Task to carry out
Give every line again exactly as it appears, please, but not the pictures.

Given material
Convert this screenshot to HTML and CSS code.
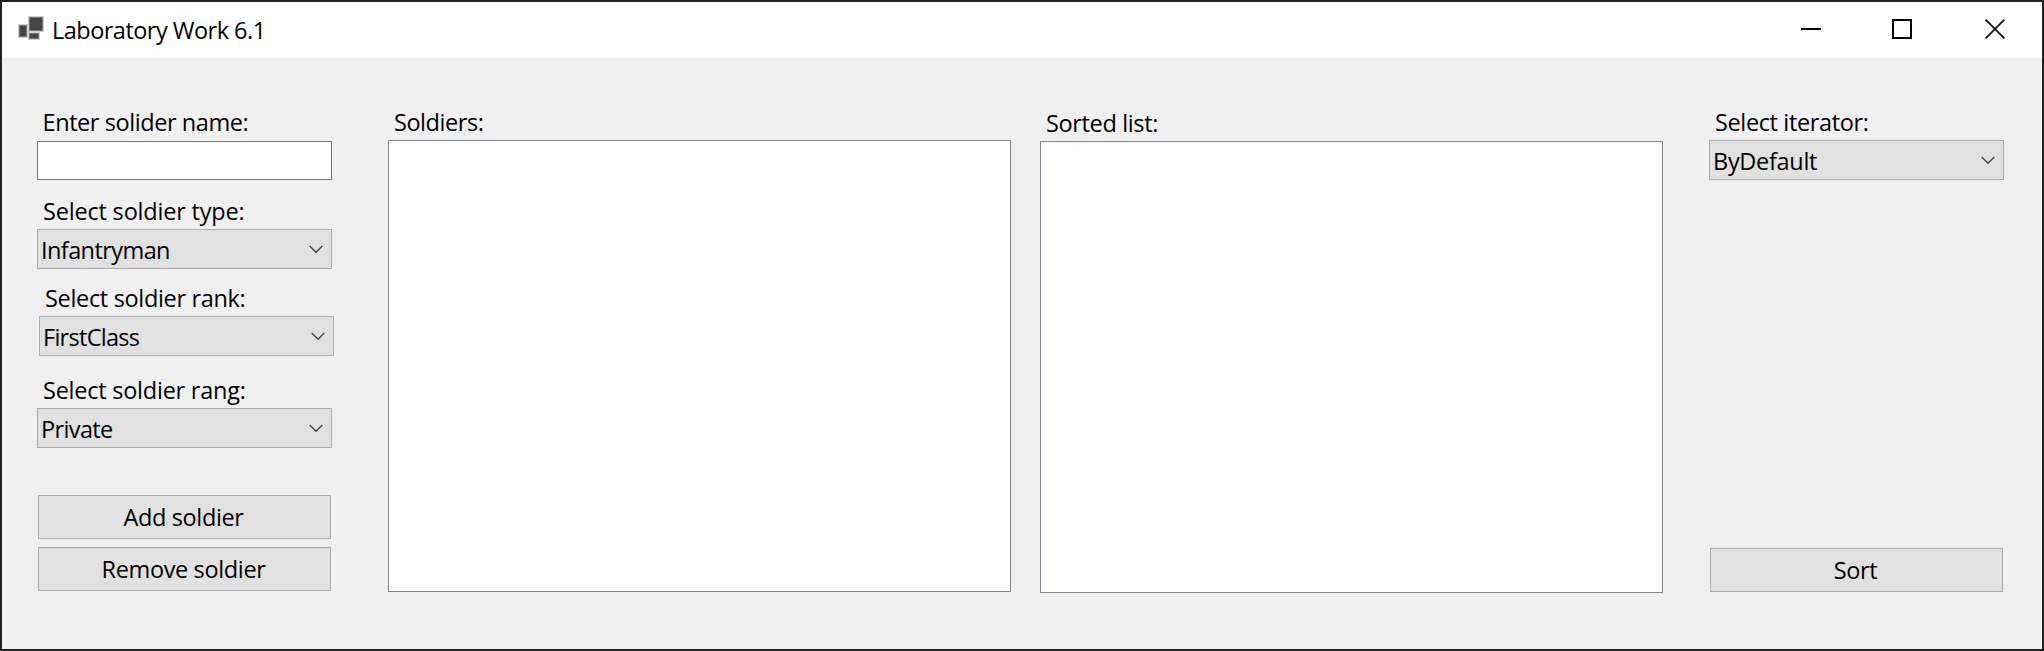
FILE: index.html
```
<!DOCTYPE html>
<html lang="en">
<head>
<meta charset="utf-8">
<title>Laboratory Work 6.1</title>
<link rel="stylesheet" href="styles.css">
</head>
<body>
<div class="window">
  <header class="titlebar">
    <svg class="app-icon" width="28" height="26" viewBox="0 0 28 26">
      <g fill="#444" stroke="#d0d0d0" stroke-width="1">
        <rect x="1.5" y="9.5" width="9" height="13"/>
        <rect x="11.5" y="1.5" width="15" height="15"/>
        <rect x="11.5" y="17.5" width="11" height="7"/>
      </g>
      <g fill="none" stroke="#777" stroke-width="1">
        <rect x="2.5" y="10.5" width="7" height="11"/>
        <rect x="12.5" y="2.5" width="13" height="13"/>
        <rect x="12.5" y="18.5" width="9" height="5"/>
      </g>
    </svg>
    <h1 class="title">Laboratory Work 6.1</h1>
    <div class="controls">
      <svg width="20" height="20" viewBox="0 0 20 20"><path d="M0 10h20" stroke="#000" stroke-width="2"/></svg>
      <svg width="20" height="20" viewBox="0 0 20 20"><rect x="1" y="1" width="18" height="18" fill="none" stroke="#000" stroke-width="2"/></svg>
      <svg width="20" height="20" viewBox="0 0 20 20"><path d="M.6 .6l18.8 18.8M19.4 .6L.6 19.4" stroke="#111" stroke-width="1.8"/></svg>
    </div>
  </header>
  <main class="form">
    <section class="column entry">
      <label class="label name-label">Enter solider name:</label>
      <div class="textbox"></div>
      <label class="label type-label">Select soldier type:</label>
      <div class="combo"><span class="infantry">Infantryman</span><svg class="chevron" viewBox="0 0 14 9"><path d="M.7 .9L7 7.2l6.3-6.3"/></svg></div>
      <div class="rank">
        <label class="label rank-label">Select soldier rank:</label>
        <div class="combo"><span class="first">FirstClass</span><svg class="chevron" viewBox="0 0 14 9"><path d="M.7 .9L7 7.2l6.3-6.3"/></svg></div>
      </div>
      <label class="label rang-label">Select soldier rang:</label>
      <div class="combo"><span class="private">Private</span><svg class="chevron" viewBox="0 0 14 9"><path d="M.7 .9L7 7.2l6.3-6.3"/></svg></div>
      <div class="actions">
        <button class="button">Add soldier</button>
        <button class="button">Remove soldier</button>
      </div>
    </section>
    <section class="column soldiers">
      <label class="label soldiers-label">Soldiers:</label>
      <div class="listbox"></div>
    </section>
    <section class="column sorted">
      <label class="label sorted-label">Sorted list:</label>
      <div class="listbox"></div>
    </section>
    <section class="column iterator">
      <label class="label iterator-label">Select iterator:</label>
      <div class="combo"><span class="default">ByDefault</span><svg class="chevron" viewBox="0 0 14 9"><path d="M.7 .9L7 7.2l6.3-6.3"/></svg></div>
      <button class="button sort">Sort</button>
    </section>
  </main>
</div>
</body>
</html>
```
FILE: styles.css
```
* { box-sizing: border-box; }

body {
  margin: 0;
  font: 23.5px/32px "Open Sans", "Noto Sans", sans-serif;
  color: #000;
}

.window {
  display: flex;
  flex-direction: column;
  width: 2044px;
  height: 651px;
  border: 2px solid #222;
  background: #f0f0f0;
}

.titlebar {
  display: flex;
  height: 56px;
  flex: none;
  background: #fff;
}

.app-icon { margin: 13px 0 0 15px; }

.title {
  margin: 12px 0 0 7px;
  font-size: inherit;
  font-weight: 400;
  letter-spacing: -.52px;
}

.controls {
  display: flex;
  gap: 72px;
  margin: 17px 37px 0 auto;
}
.controls svg + svg { margin-left: -1px; }
.controls svg:last-child { margin-left: 1px; }

.form {
  display: flex;
  align-items: flex-start;
  padding: 47px 38px 0 35px;
}

.column { display: flex; flex-direction: column; }

.label {
  display: block;
  height: 35px;
  padding: 1px 0 0 6px;
  white-space: nowrap;
}

.textbox {
  height: 39px;
  margin-top: 1px;
  border: 1px solid #7a7a7a;
  background: #fff;
}

.combo {
  display: flex;
  justify-content: space-between;
  width: 295px;
  height: 40px;
  padding: 4px 8.5px 0 3px;
  border: 1px solid #adadad;
  background: #e1e1e1;
}

.chevron {
  width: 14px;
  height: 9px;
  margin-top: 11px;
  fill: none;
  stroke: #444;
  stroke-width: 1.4;
}

.button {
  display: block;
  width: 293px;
  height: 44px;
  padding: 0 2px 0 0;
  border: 1px solid #adadad;
  background: #e1e1e1;
  font: inherit;
  color: inherit;
  letter-spacing: -.36px;
}

.entry { width: 295px; }
.name-label { padding-left: 5.5px; letter-spacing: -.42px; }
.type-label { margin-top: 14px; letter-spacing: -.19px; }
.rank { margin: 12px 0 0 2px; }
.rank-label { letter-spacing: -.33px; }
.rang-label { margin-top: 17px; letter-spacing: -.24px; }
.infantry { letter-spacing: -.58px; }
.first { letter-spacing: -.72px; }
.private { letter-spacing: -.63px; }
.default { letter-spacing: -.3px; }

.actions {
  display: flex;
  flex-direction: column;
  gap: 8px;
  margin: 47px 0 0 1px;
}

.soldiers { width: 623px; margin-left: 56px; }
.sorted { width: 623px; margin: 1px 0 0 29px; }
.iterator { margin-left: 46px; }
.listbox { height: 452px; border: 1px solid #828790; background: #fff; }
.soldiers-label { letter-spacing: -.45px; }
.sorted-label { letter-spacing: -.36px; }
.iterator-label { letter-spacing: -.37px; }
.sort { margin: 368px 0 0 1px; padding-right: 2px; }
```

Result of the task
Convert this screenshot to HTML and CSS code.
FILE: index.html
```
<!DOCTYPE html>
<html lang="en">
<head>
<meta charset="utf-8">
<title>Laboratory Work 6.1</title>
<link rel="stylesheet" href="styles.css">
</head>
<body>
<div class="window">
  <header class="titlebar">
    <svg class="app-icon" width="28" height="26" viewBox="0 0 28 26">
      <g fill="#444" stroke="#d0d0d0" stroke-width="1">
        <rect x="1.5" y="9.5" width="9" height="13"/>
        <rect x="11.5" y="1.5" width="15" height="15"/>
        <rect x="11.5" y="17.5" width="11" height="7"/>
      </g>
      <g fill="none" stroke="#777" stroke-width="1">
        <rect x="2.5" y="10.5" width="7" height="11"/>
        <rect x="12.5" y="2.5" width="13" height="13"/>
        <rect x="12.5" y="18.5" width="9" height="5"/>
      </g>
    </svg>
    <h1 class="title">Laboratory Work 6.1</h1>
    <div class="controls">
      <svg width="20" height="20" viewBox="0 0 20 20"><path d="M0 10h20" stroke="#000" stroke-width="2"/></svg>
      <svg width="20" height="20" viewBox="0 0 20 20"><rect x="1" y="1" width="18" height="18" fill="none" stroke="#000" stroke-width="2"/></svg>
      <svg width="20" height="20" viewBox="0 0 20 20"><path d="M.6 .6l18.8 18.8M19.4 .6L.6 19.4" stroke="#111" stroke-width="1.8"/></svg>
    </div>
  </header>
  <main class="form">
    <section class="column entry">
      <label class="label name-label">Enter solider name:</label>
      <div class="textbox"></div>
      <label class="label type-label">Select soldier type:</label>
      <div class="combo"><span class="infantry">Infantryman</span><svg class="chevron" viewBox="0 0 14 9"><path d="M.7 .9L7 7.2l6.3-6.3"/></svg></div>
      <div class="rank">
        <label class="label rank-label">Select soldier rank:</label>
        <div class="combo"><span class="first">FirstClass</span><svg class="chevron" viewBox="0 0 14 9"><path d="M.7 .9L7 7.2l6.3-6.3"/></svg></div>
      </div>
      <label class="label rang-label">Select soldier rang:</label>
      <div class="combo"><span class="private">Private</span><svg class="chevron" viewBox="0 0 14 9"><path d="M.7 .9L7 7.2l6.3-6.3"/></svg></div>
      <div class="actions">
        <button class="button">Add soldier</button>
        <button class="button">Remove soldier</button>
      </div>
    </section>
    <section class="column soldiers">
      <label class="label soldiers-label">Soldiers:</label>
      <div class="listbox"></div>
    </section>
    <section class="column sorted">
      <label class="label sorted-label">Sorted list:</label>
      <div class="listbox"></div>
    </section>
    <section class="column iterator">
      <label class="label iterator-label">Select iterator:</label>
      <div class="combo"><span class="default">ByDefault</span><svg class="chevron" viewBox="0 0 14 9"><path d="M.7 .9L7 7.2l6.3-6.3"/></svg></div>
      <button class="button sort">Sort</button>
    </section>
  </main>
</div>
</body>
</html>
```
FILE: styles.css
```
* { box-sizing: border-box; }

body {
  margin: 0;
  font: 23.5px/32px "Open Sans", "Noto Sans", sans-serif;
  color: #000;
}

.window {
  display: flex;
  flex-direction: column;
  width: 2044px;
  height: 651px;
  border: 2px solid #222;
  background: #f0f0f0;
}

.titlebar {
  display: flex;
  height: 56px;
  flex: none;
  background: #fff;
}

.app-icon { margin: 13px 0 0 15px; }

.title {
  margin: 12px 0 0 7px;
  font-size: inherit;
  font-weight: 400;
  letter-spacing: -.52px;
}

.controls {
  display: flex;
  gap: 72px;
  margin: 17px 37px 0 auto;
}
.controls svg + svg { margin-left: -1px; }
.controls svg:last-child { margin-left: 1px; }

.form {
  display: flex;
  align-items: flex-start;
  padding: 47px 38px 0 35px;
}

.column { display: flex; flex-direction: column; }

.label {
  display: block;
  height: 35px;
  padding: 1px 0 0 6px;
  white-space: nowrap;
}

.textbox {
  height: 39px;
  margin-top: 1px;
  border: 1px solid #7a7a7a;
  background: #fff;
}

.combo {
  display: flex;
  justify-content: space-between;
  width: 295px;
  height: 40px;
  padding: 4px 8.5px 0 3px;
  border: 1px solid #adadad;
  background: #e1e1e1;
}

.chevron {
  width: 14px;
  height: 9px;
  margin-top: 11px;
  fill: none;
  stroke: #444;
  stroke-width: 1.4;
}

.button {
  display: block;
  width: 293px;
  height: 44px;
  padding: 0 2px 0 0;
  border: 1px solid #adadad;
  background: #e1e1e1;
  font: inherit;
  color: inherit;
  letter-spacing: -.36px;
}

.entry { width: 295px; }
.name-label { padding-left: 5.5px; letter-spacing: -.42px; }
.type-label { margin-top: 14px; letter-spacing: -.19px; }
.rank { margin: 12px 0 0 2px; }
.rank-label { letter-spacing: -.33px; }
.rang-label { margin-top: 17px; letter-spacing: -.24px; }
.infantry { letter-spacing: -.58px; }
.first { letter-spacing: -.72px; }
.private { letter-spacing: -.63px; }
.default { letter-spacing: -.3px; }

.actions {
  display: flex;
  flex-direction: column;
  gap: 8px;
  margin: 47px 0 0 1px;
}

.soldiers { width: 623px; margin-left: 56px; }
.sorted { width: 623px; margin: 1px 0 0 29px; }
.iterator { margin-left: 46px; }
.listbox { height: 452px; border: 1px solid #828790; background: #fff; }
.soldiers-label { letter-spacing: -.45px; }
.sorted-label { letter-spacing: -.36px; }
.iterator-label { letter-spacing: -.37px; }
.sort { margin: 368px 0 0 1px; padding-right: 2px; }
```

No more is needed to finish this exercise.